Now, I don’t want to portray having these problems as preferable, because they are problems nonetheless. This reminds me of the idea of tame versus wicked problems, a concept first introduced by Horst Rittel, a design theorist. A tame problem can be solved, while a wicked problem never really can. College debt is a tame problem; it could be solved if students had enough money. Wicked problems, on the other hand, are difficult or impossible to solve. Like poverty, while an individual’s state may be bettered, the issue can never fully be eradicated. Identity crises would fall into this category, along with many of the other philosophical issues that we toss around over tea and biscuits from the convenience store.
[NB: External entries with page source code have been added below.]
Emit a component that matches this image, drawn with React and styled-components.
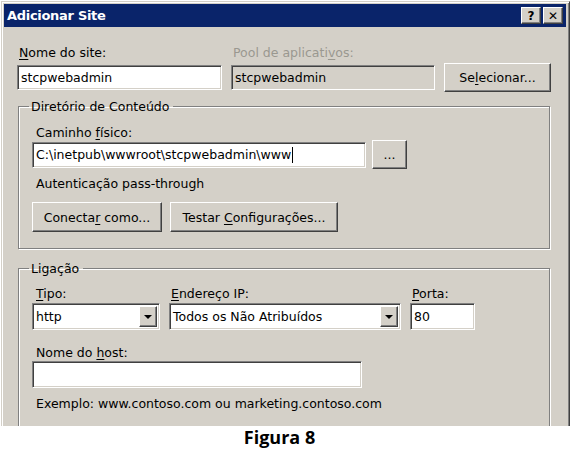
import React from 'react';
import styled, { createGlobalStyle, css } from 'styled-components';

const face = '#d4d0c8';
const shadow = '#808080';
const dark = '#404040';

const GlobalStyle = createGlobalStyle`
  html, body {
    margin: 0;
    padding: 0;
    background: #fff;
  }
  body {
    font-family: "DejaVu Sans", Verdana, sans-serif;
    font-size: 12.5px;
    color: #000;
  }
`;

const Page = styled.div`
  width: 571px;
  height: 454px;
  overflow: hidden;
  display: flex;
  flex-direction: column;
`;

const Window = styled.div`
  margin: 1px 0 0 1px;
  width: 569px;
  height: 425px;
  flex-shrink: 0;
  box-sizing: border-box;
  background: ${face};
  border-top: 1px solid ${face};
  border-left: 1px solid ${face};
  border-right: 1px solid ${dark};
  box-shadow: inset 1px 1px 0 #fff, inset -1px 0 0 ${shadow};
  padding: 2px 3px 0 2px;
  overflow: hidden;
  display: flex;
  flex-direction: column;
`;

const TitleBar = styled.div`
  height: 23px;
  flex-shrink: 0;
  background: #0a246a;
  display: flex;
  align-items: center;
  justify-content: space-between;
  padding: 0 3px 0 3px;
`;

const Title = styled.span`
  color: #fff;
  font-family: "DejaVu Sans", Verdana, sans-serif;
  font-weight: bold;
  font-size: 13px;
  letter-spacing: -0.3px;
`;

const CaptionButtons = styled.div`
  display: flex;
  gap: 2px;
`;

const raised = css`
  background: ${face};
  border-top: 1px solid #fff;
  border-left: 1px solid #fff;
  border-right: 1px solid ${dark};
  border-bottom: 1px solid ${dark};
  box-shadow: inset -1px -1px 0 ${shadow};
`;

const CaptionButton = styled.div`
  ${raised};
  width: 20px;
  height: 17px;
  box-sizing: border-box;
  display: flex;
  align-items: center;
  justify-content: center;
  font-family: "DejaVu Sans", sans-serif;
  font-weight: bold;
  font-size: 12px;
  line-height: 1;
`;

const Body = styled.div`
  padding: 18px 0 0 13px;
  display: flex;
  flex-direction: column;
  flex-shrink: 0;
`;

const TopRow = styled.div`
  display: flex;
  align-items: flex-end;
`;

const Field = styled.div`
  display: flex;
  flex-direction: column;
  margin-right: ${p => p.$mr || 0}px;
`;

const Label = styled.label`
  display: block;
  line-height: 15px;
  margin: ${p => p.$mt || 0}px 0 ${p => p.$mb ?? 5}px ${p => p.$ml ?? 2}px;
  color: ${p => (p.$disabled ? '#9a9890' : '#000')};
  white-space: nowrap;
`;

const sunken = css`
  box-sizing: border-box;
  border-top: 1px solid ${shadow};
  border-left: 1px solid ${shadow};
  border-right: 1px solid #fff;
  border-bottom: 1px solid #fff;
  box-shadow: inset 1px 1px 0 ${dark}, inset -1px -1px 0 ${face};
`;

const TextBox = styled.div`
  ${sunken};
  width: ${p => p.$w}px;
  height: ${p => p.$h || 25}px;
  background: ${p => (p.$disabled ? face : '#fff')};
  display: flex;
  align-items: center;
  padding-left: 3px;
  white-space: nowrap;
  overflow: hidden;
`;

const Caret = styled.span`
  display: inline-block;
  width: 1px;
  height: 16px;
  background: #000;
  margin-left: 1px;
`;

const Button = styled.div`
  ${raised};
  box-sizing: border-box;
  width: ${p => p.$w}px;
  height: ${p => p.$h || 30}px;
  margin-bottom: ${p => p.$mb || 0}px;
  display: flex;
  align-items: center;
  justify-content: center;
  white-space: nowrap;
`;

const Group = styled.fieldset`
  margin: ${p => p.$mt}px 0 0 1px;
  width: 532px;
  height: ${p => p.$h}px;
  box-sizing: border-box;
  border: 1px solid ${shadow};
  box-shadow: 1px 1px 0 #fff, inset 1px 1px 0 #fff;
  padding: 0 0 0 13px;
  min-width: 0;
`;

const Legend = styled.legend`
  padding: 0 4px 0 2px;
  margin-left: -3px;
  line-height: 15px;
`;

const Row = styled.div`
  display: flex;
  align-items: ${p => p.$align || 'flex-start'};
  gap: ${p => p.$gap || 0}px;
  margin-top: ${p => p.$mt || 0}px;
`;

const Text = styled.div`
  line-height: 15px;
  margin-left: 4px;
  margin-top: ${p => p.$mt || 0}px;
`;

const Combo = styled.div`
  ${sunken};
  width: ${p => p.$w}px;
  height: 27px;
  background: #fff;
  display: flex;
  align-items: center;
  padding: 2px 2px 2px 3px;
`;

const ComboText = styled.span`
  flex: 1;
  white-space: nowrap;
`;

const ComboArrow = styled.div`
  ${raised};
  box-sizing: border-box;
  width: 18px;
  height: 21px;
  display: flex;
  align-items: center;
  justify-content: center;
  &::after {
    content: '';
    border-left: 4px solid transparent;
    border-right: 4px solid transparent;
    border-top: 4px solid #000;
  }
`;

const Figure = styled.div`
  text-align: center;
  font-family: "Open Sans", "Liberation Sans", sans-serif;
  font-weight: bold;
  font-size: 18px;
  line-height: 22px;
  padding-right: 12px;
`;

const U = styled.u`
  text-decoration: underline;
  text-underline-offset: 2px;
`;

export default function App() {
  return (
    <Page>
      <GlobalStyle />
      <Window>
        <TitleBar>
          <Title>Adicionar Site</Title>
          <CaptionButtons>
            <CaptionButton>?</CaptionButton>
            <CaptionButton>✕</CaptionButton>
          </CaptionButtons>
        </TitleBar>
        <Body>
          <TopRow>
            <Field $mr={9}>
              <Label><U>N</U>ome do site:</Label>
              <TextBox $w={205}>stcpwebadmin</TextBox>
            </Field>
            <Field $mr={9}>
              <Label $disabled>Pool de aplicati<U>v</U>os:</Label>
              <TextBox $w={204} $disabled>stcpwebadmin</TextBox>
            </Field>
            <Button $w={107} $h={29} $mb={-2}>
              <span>Se<U>l</U>ecionar...</span>
            </Button>
          </TopRow>

          <Group $mt={9} $h={150}>
            <Legend>Diretório de Conteúdo</Legend>
            <Label $mt={11} $mb={0} $ml={4}>Caminho <U>f</U>ísico:</Label>
            <Row $gap={6} $align="center">
              <TextBox $w={334} $h={26}>C:\inetpub\wwwroot\stcpwebadmin\www<Caret /></TextBox>
              <Button $w={35} $h={29}>...</Button>
            </Row>
            <Text $mt={7}>Autenticação pass-through</Text>
            <Row $gap={8} $mt={11}>
              <Button $w={130}><span>Conecta<U>r</U> como...</span></Button>
              <Button $w={168}><span>Testar <U>C</U>onfigurações...</span></Button>
            </Row>
          </Group>

          <Group $mt={12} $h={200}>
            <Legend>Ligação</Legend>
            <Row $gap={9} $mt={10}>
              <Field>
                <Label $mb={2} $ml={4}><U>T</U>ipo:</Label>
                <Combo $w={128}>
                  <ComboText>http</ComboText>
                  <ComboArrow />
                </Combo>
              </Field>
              <Field>
                <Label $mb={2}><U>E</U>ndereço IP:</Label>
                <Combo $w={232}>
                  <ComboText>Todos os Não Atribuídos</ComboText>
                  <ComboArrow />
                </Combo>
              </Field>
              <Field>
                <Label $mb={2}><U>P</U>orta:</Label>
                <TextBox $w={65} $h={27}>80</TextBox>
              </Field>
            </Row>
            <Label $mt={15} $mb={1} $ml={4}>Nome do <U>h</U>ost:</Label>
            <TextBox $w={330} $h={27} />
            <Text $mt={8}>Exemplo: www.contoso.com ou marketing.contoso.com</Text>
          </Group>
        </Body>
      </Window>
      <Figure>Figura 8</Figure>
    </Page>
  );
}
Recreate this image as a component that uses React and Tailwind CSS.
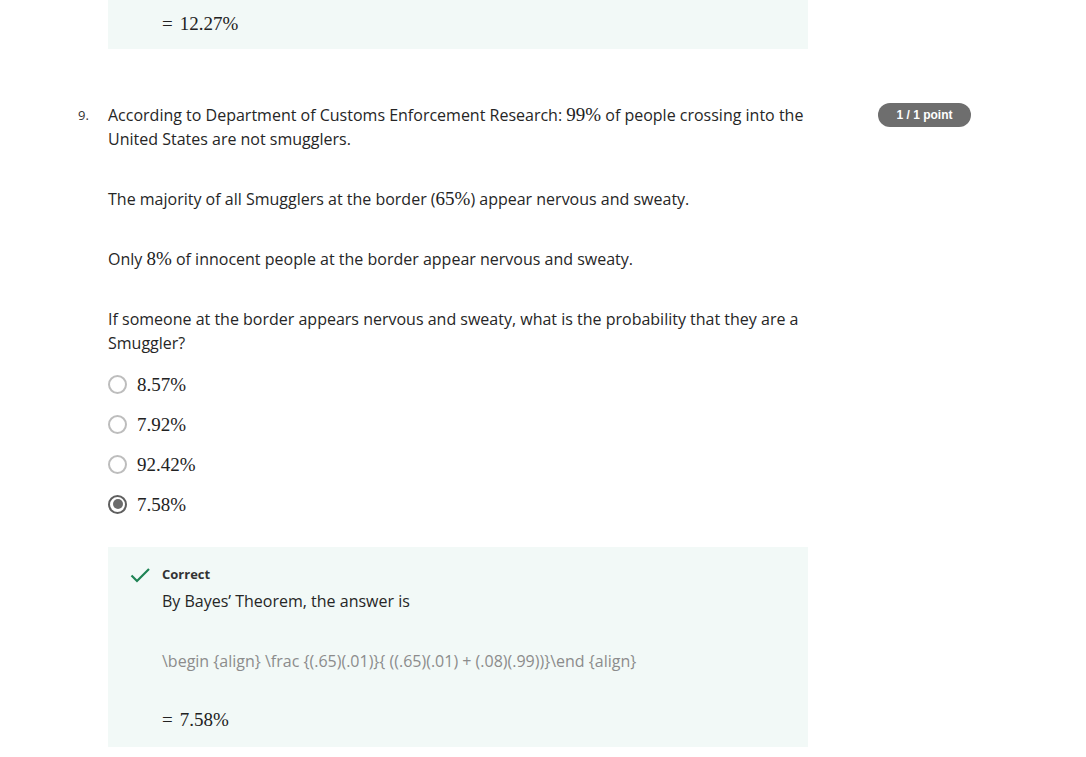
import React from "react";

// Quiz review — question 9 with its feedback panel.
const OPTIONS = [
  { value: "8.57%", checked: false },
  { value: "7.92%", checked: false },
  { value: "92.42%", checked: false },
  { value: "7.58%", checked: true },
];

function M({ children }) {
  return (
    <span className="font-['Liberation_Serif',serif] text-[19px] leading-none text-[#222]">
      {children}
    </span>
  );
}

function Eq({ children }) {
  return (
    <div className="font-['Liberation_Serif',serif] text-[19px] leading-[24px] text-[#222]">
      <span className="mr-[7px]">=</span>
      {children}
    </div>
  );
}

function Radio({ checked }) {
  if (checked) {
    return (
      <span className="w-[19px] h-[19px] rounded-full border-2 border-[#5f5f5f] flex items-center justify-center">
        <span className="w-[10px] h-[10px] rounded-full bg-[#6b6b6b]" />
      </span>
    );
  }
  return <span className="w-[19px] h-[19px] rounded-full border-2 border-[#bdbdbd] bg-white" />;
}

export default function App() {
  return (
    <div className="w-[1086px] h-[757px] overflow-hidden bg-white text-[#262626] font-['Open_Sans',sans-serif]">
      <div className="pl-[108px]">
        <div className="w-[700px] h-[49px] bg-[#f2f9f7] pl-[54px] pt-[12px]">
          <Eq>12.27%</Eq>
        </div>
      </div>

      <div className="flex pl-[78px] pt-[54px]">
        <div className="w-[30px] text-[13px] leading-[24px] text-[#333]">9.</div>

        <div className="w-[700px]">
          <div className="text-[16px] leading-[24px] space-y-[36px]">
            <p>
              According to Department of Customs Enforcement Research: <M>99%</M> of people crossing into the
              United States are not smugglers.
            </p>
            <p>
              The majority of all Smugglers at the border (<M>65%</M>) appear nervous and sweaty.
            </p>
            <p>
              Only <M>8%</M> of innocent people at the border appear nervous and sweaty.
            </p>
            <p>
              If someone at the border appears nervous and sweaty, what is the probability that they are a
              Smuggler?
            </p>
          </div>

          <div className="mt-[9px]">
            {OPTIONS.map((o) => (
              <div key={o.value} className="h-[40px] flex items-center gap-[10px]">
                <Radio checked={o.checked} />
                <M>{o.value}</M>
              </div>
            ))}
          </div>

          <div className="mt-[23px] h-[200px] bg-[#f2f9f7] flex pl-[22px] pt-[17px]">
            <svg width="20" height="16" viewBox="0 0 20 16" className="mt-[3px]">
              <polyline points="1.5,8.5 7,14 19,2" fill="none" stroke="#1f8354" strokeWidth="2.2" />
            </svg>
            <div className="ml-[12px]">
              <div className="text-[13px] leading-[20px] font-bold text-[#333]">Correct</div>
              <div className="mt-[5px] text-[16px] leading-[24px]">By Bayes’ Theorem, the answer is</div>
              <div className="mt-[36px] text-[16px] leading-[24px] text-[#8c8c8c]">
                \begin {"{align}"} \frac {"{(.65)(.01)}{ ((.65)(.01) + (.08)(.99))}"}\end {"{align}"}
              </div>
              <div className="mt-[35px]">
                <Eq>7.58%</Eq>
              </div>
            </div>
          </div>
        </div>

        <div className="ml-[70px]">
          <div className="w-[93px] h-[24px] rounded-full bg-[#6e6e6e] text-white flex items-center justify-center text-[12px] font-bold font-['Liberation_Sans',sans-serif]">
            1 / 1 point
          </div>
        </div>
      </div>
    </div>
  );
}
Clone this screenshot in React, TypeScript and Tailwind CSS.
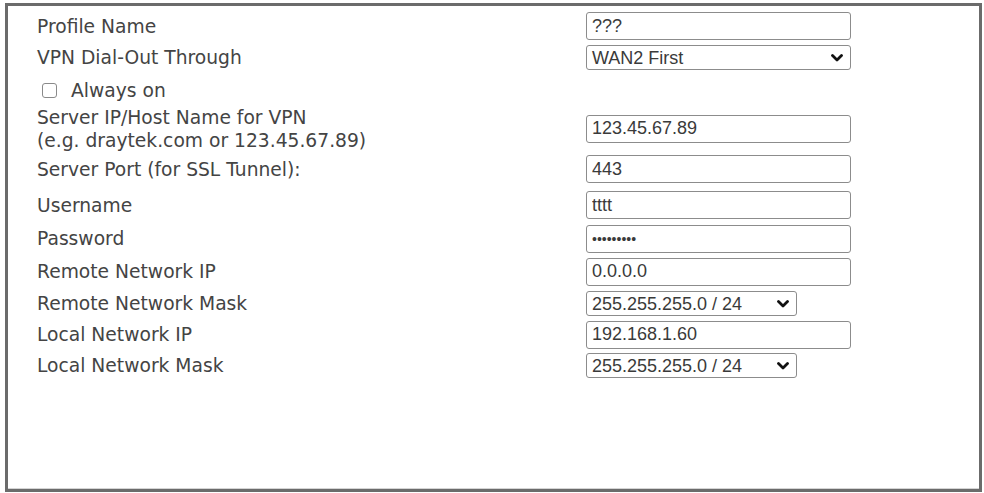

This stark difference in perspective provided by the college experience was especially apparent to me when I was with my friends from high school over winter break. They were all discussing their common struggles despite attending different colleges in different locations and finding company in misery. They moaned about their terrible dining hall food, the ridiculous price of printing and laundry and, in light of all this, the ridiculous sum that their education was costing. I had little to contribute in the way of tame problems, and apart from nodding or mumbling “that sucks,” I felt quite out of place in the conversation. I found that I was no longer used to discussing tangible issues, but larger, more unwieldy, less concrete problems: wicked problems. When I tried to dig deeper into their experiences, asking the types of questions that we pose so often at NYUAD, the conversation lacked middle ground and quickly faltered.
My point is not to trivialize student debt or make the wicked problems that NYUAD students grapple with seem like the ultimate big stuff, but to bring attention to the fact that the problems we face as NYUAD are inherently different. This can lead to a disconnect between us and our friends and even our families as the problems which affect us here are often of a different nature than their day-to-day or even consistent problems. No problem is more or less problematic, because they take a toll on us equally, simply in different ways. I’ve learned, as many have by the time they reach adulthood, how to not sweat the small stuff. It is more challenging, however, to learn how to stop sweating the big stuff, which for us may be our wicked problems.